Potential for Contracting Selected Operations at the Air Force Academy Cadet Dining Hall
FPCD-77-57: Published: Jun 20, 1977. Publicly Released: Jun 27, 1977.
- Full Report:
A review of proposed contracting of sanitation and supply services at the Air Force Academy Cadet Dining Hall was conducted in response to concerns about possible job losses, validity of cost analysis, and the quality of contract services. The Office of Management and Budget Circular A-76 established the policy that Federal agencies shall rely on private enterprise for commercial products and services unless in-house services are justified. When justified because of lower costs, in-house services must be supported by periodic cost analyses.

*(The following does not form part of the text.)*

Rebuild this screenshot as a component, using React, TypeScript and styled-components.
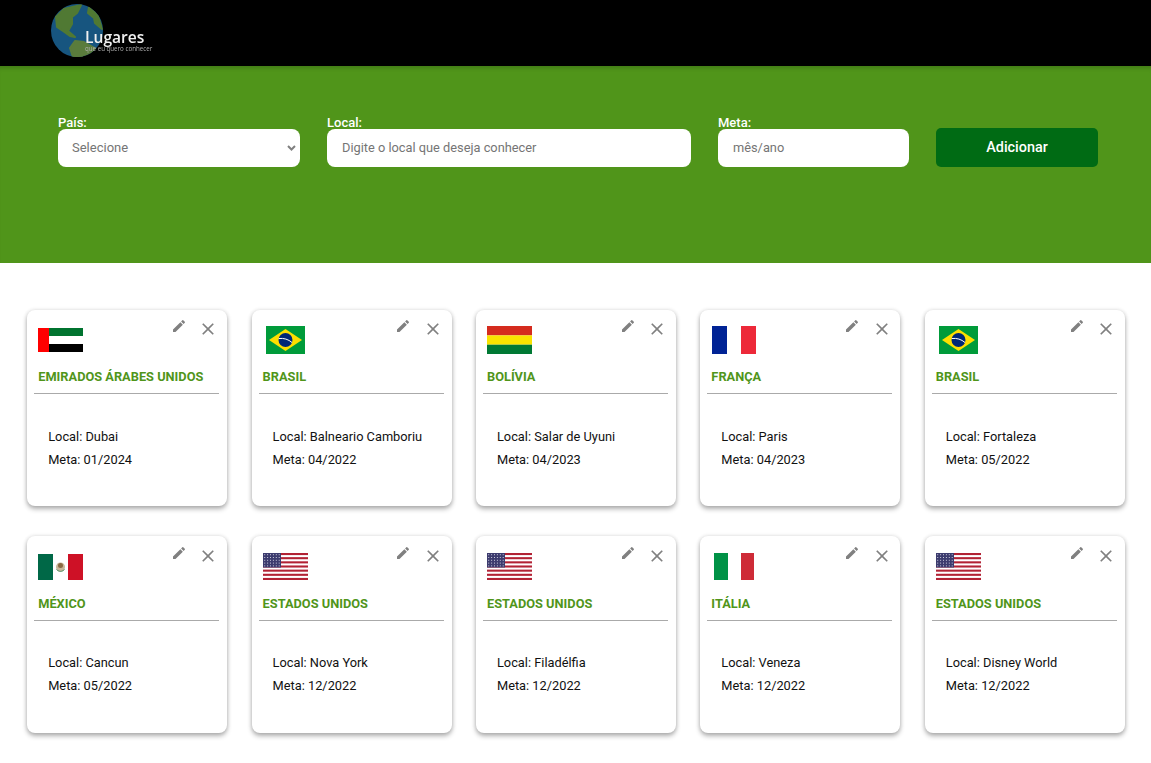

In response to former GAO recommendations, the Academy negotiated for services, but negotiations were canceled after the propriety of procurement techniques was questioned. Cost analysis techniques were found to be in general accordance with requirements. It indicated that contracting services would offer approximately 34 percent savings over in-house costs, primarily because of lower wage rates and benefits paid by the contractor. GAO believed that additional annual savings of $845,000 could be realized by contracting for waiter services. Although there was no basis for evaluating comparative quality of services, it was believed that initially contract services are lower in quality but improve with experience. It was estimated that 61 people would have lost their Federal positions if procurement had been completed. Those working for the contractor would have been paid lower wages, which would have affected the local economy.
Recommendation for Executive Action
Comments: Please call 202/512-6100 for additional information.
Recommendation: The Academy Superintendent should: use formal advertising procedures in making the analysis required by Circular A-76, and justify any continued in-house operations of the cadet dining hall; and review the justification for military positions and use civilian employees where possible. The Chairman of the Civil Service Commission should expand wage surveys to include laundry and food service industries.